(1985) Articles divers (1982-1985) « URSS (1994) » pp. 457-463

URSS (1994)al

Au cours des soixante premières années de son existence, l’URSS a été dotée par les chefs du Parti communiste de quatre constitutions différentes.

La Constitution de 1918

Improvisée au cours des mois qui suivirent la révolution d’Octobre, c’est une constitution de combat, expressément prévue « pour une période transitoire ». Elle veut « établir sous forme d’un gouvernement fort, la dictature des travailleurs des villes et des campagnes ». Inversant l’ordre des étapes prévues par Marx, elle donne la primauté à la révolution politique sur l’économique. Elle organise « la République des soviets de députés ouvriers, paysans et soldats », et prive du droit de vote les commerçants, les bourgeois, les propriétaires terriens et les prêtres, ainsi que les membres de la famille impériale. Le vote populaire élit les soviets des villes qui élisent au deuxième degré le congrès des soviets de Russie, tandis qu’il y a quatre degrés pour les campagnes : le vote populaire élit les soviets de village (Conseil primaire), qui élit les soviets de canton (Conseil intermédiaire) qui élisent les soviets de province (Conseil supérieur) qui élisent le congrès des soviets de Russie. Ce dernier élit à son tour le Comité central exécutif, qui élit le Conseil des commissaires du peuple. Cette constitution pyramidale, fédéraliste en apparence, culmine dans un pouvoir absolu et centralisé, résidant à Moscou.

La Constitution de 1924

Elle traduit la formation de l’Union des républiques socialistes soviétiques, ou URSS, proclamée en 1922. Elle définit l’État soviétique comme un régime de « libre fédération de peuples égaux en droits », ouvert « à toutes les républiques soviétiques qui pourront naître ». Elle est formée au départ de quatre républiques : Russie, Ukraine, Biélorussie et Fédération transcaucasienne (qui comprend l’Azerbaïdjan, l’Arménie et la Géorgie). Elle comptera 6 républiques en 1924, 7 en 1929, 12 en 1936 et 15 ensuite.

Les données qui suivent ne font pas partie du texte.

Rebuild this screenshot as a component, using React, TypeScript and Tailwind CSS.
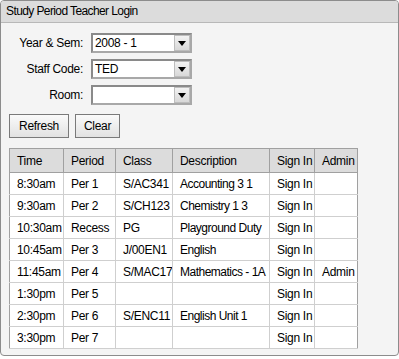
import React from 'react'

const rows = [
  ['8:30am', 'Per 1', 'S/AC341', 'Accounting 3 1', 'Sign In', ''],
  ['9:30am', 'Per 2', 'S/CH123', 'Chemistry 1 3', 'Sign In', ''],
  ['10:30am', 'Recess', 'PG', 'Playground Duty', 'Sign In', ''],
  ['10:45am', 'Per 3', 'J/00EN1', 'English', 'Sign In', ''],
  ['11:45am', 'Per 4', 'S/MAC17', 'Mathematics - 1A', 'Sign In', 'Admin'],
  ['1:30pm', 'Per 5', '', '', 'Sign In', ''],
  ['2:30pm', 'Per 6', 'S/ENC11', 'English Unit 1', 'Sign In', ''],
  ['3:30pm', 'Per 7', '', '', 'Sign In', ''],
]

const headers = ['Time', 'Period', 'Class', 'Description', 'Sign In', 'Admin']
const widths = ['w-[54px]', 'w-[52px]', 'w-[57px]', 'w-[97px]', 'w-[45px]', 'w-[43px]']

function Select({ value }: { value: string }) {
  return (
    <div className="flex h-[20px] w-[101px] border-2 border-t-[#8a8a8a] border-l-[#8a8a8a] border-r-[#a8a8a8] border-b-[#a8a8a8] bg-white">
      <div className="flex-1 pl-[2px] text-[12px] leading-[16px] tracking-[-0.3px]">{value}</div>
      <div className="flex w-[16px] items-center justify-center border border-[#bdbdbd] bg-gradient-to-b from-[#f2f2f2] to-[#d8d8d8]">
        <svg width="8" height="5" viewBox="0 0 8 5">
          <path d="M0 0h8L4 5z" fill="#000" />
        </svg>
      </div>
    </div>
  )
}

function Button({ label, w }: { label: string; w: string }) {
  return (
    <button className={`${w} h-[24px] border border-[#7a7a7a] bg-gradient-to-b from-[#fafafa] to-[#e2e2e2] text-[12px] tracking-[-0.3px] text-black`}>
      {label}
    </button>
  )
}

export default function App() {
  const fields: [string, string][] = [
    ['Year & Sem:', '2008 - 1'],
    ['Staff Code:', 'TED'],
    ['Room:', ''],
  ]

  return (
    <div
      className="h-[359px] w-[399px] whitespace-nowrap bg-white text-[12px] tracking-[-0.3px] text-black"
      style={{ fontFamily: '"Liberation Sans", Arial, sans-serif' }}
    >
      <div className="h-[356px] w-[399px] overflow-hidden rounded-[4px] border border-[#8c8c8c] bg-[#f4f4f4]">
        <div className="h-[22px] border-b border-[#b8b8b8] bg-[#dcdcdc] pl-[5px] leading-[21px] tracking-[-0.6px]">
          Study Period Teacher Login
        </div>

        <div className="mt-[10px] flex flex-col gap-[6px]">
          {fields.map(([label, value]) => (
            <div key={label} className="flex items-center">
              <div className="w-[83px] pr-[1px] text-right">{label}</div>
              <div className="ml-[7px]">
                <Select value={value} />
              </div>
            </div>
          ))}
        </div>

        <div className="ml-[8px] mt-[9px] flex gap-[6px]">
          <Button label="Refresh" w="w-[60px]" />
          <Button label="Clear" w="w-[45px]" />
        </div>

        <table className="ml-[8px] mt-[10px] w-[348px] table-fixed border-collapse bg-white">
          <thead>
            <tr className="h-[24px] bg-[#dcdcdc]">
              {headers.map((h, i) => (
                <th
                  key={h}
                  className={`${widths[i]} overflow-hidden border border-[#a0a0a0] p-0 pl-[7px] text-left font-normal leading-[22px]`}
                >
                  {h}
                </th>
              ))}
            </tr>
          </thead>
          <tbody>
            {rows.map((r) => (
              <tr key={r[0]} className="h-[22px]">
                {r.map((c, i) => (
                  <td
                    key={i}
                    className={`overflow-hidden border border-[#cfcfcf] p-0 pl-[7px] leading-[20px] ${i === 0 ? 'border-l-[#a0a0a0]' : ''} ${i === 5 ? 'border-r-[#a0a0a0]' : ''} ${i === 3 ? 'tracking-[-0.5px]' : ''}`}
                  >
                    {c}
                  </td>
                ))}
              </tr>
            ))}
          </tbody>
        </table>
      </div>
    </div>
  )
}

Le Comité central exécutif devient le Parlement bicaméral de l’Union, constitué par le Soviet de l’Union et le Soviet des nationalités (sur le modèle du Congrès et du Sénat aux USA, ou du Conseil national et du Conseil des États en Suisse). L’autorité suprême réside dans le Présidium du Comité central exécutif.

La Constitution de 1936

Cette première esquisse d’une constitution fédérale, entrée en vigueur au moment de la mort de Lénine, sera remplacée plus tard par la Constitution de 1936, intitulée Loi fondamentale de l’Union des républiques socialistes soviétiques et couramment appelée « Constitution de Staline ». Elle va durer quarante-et-un ans.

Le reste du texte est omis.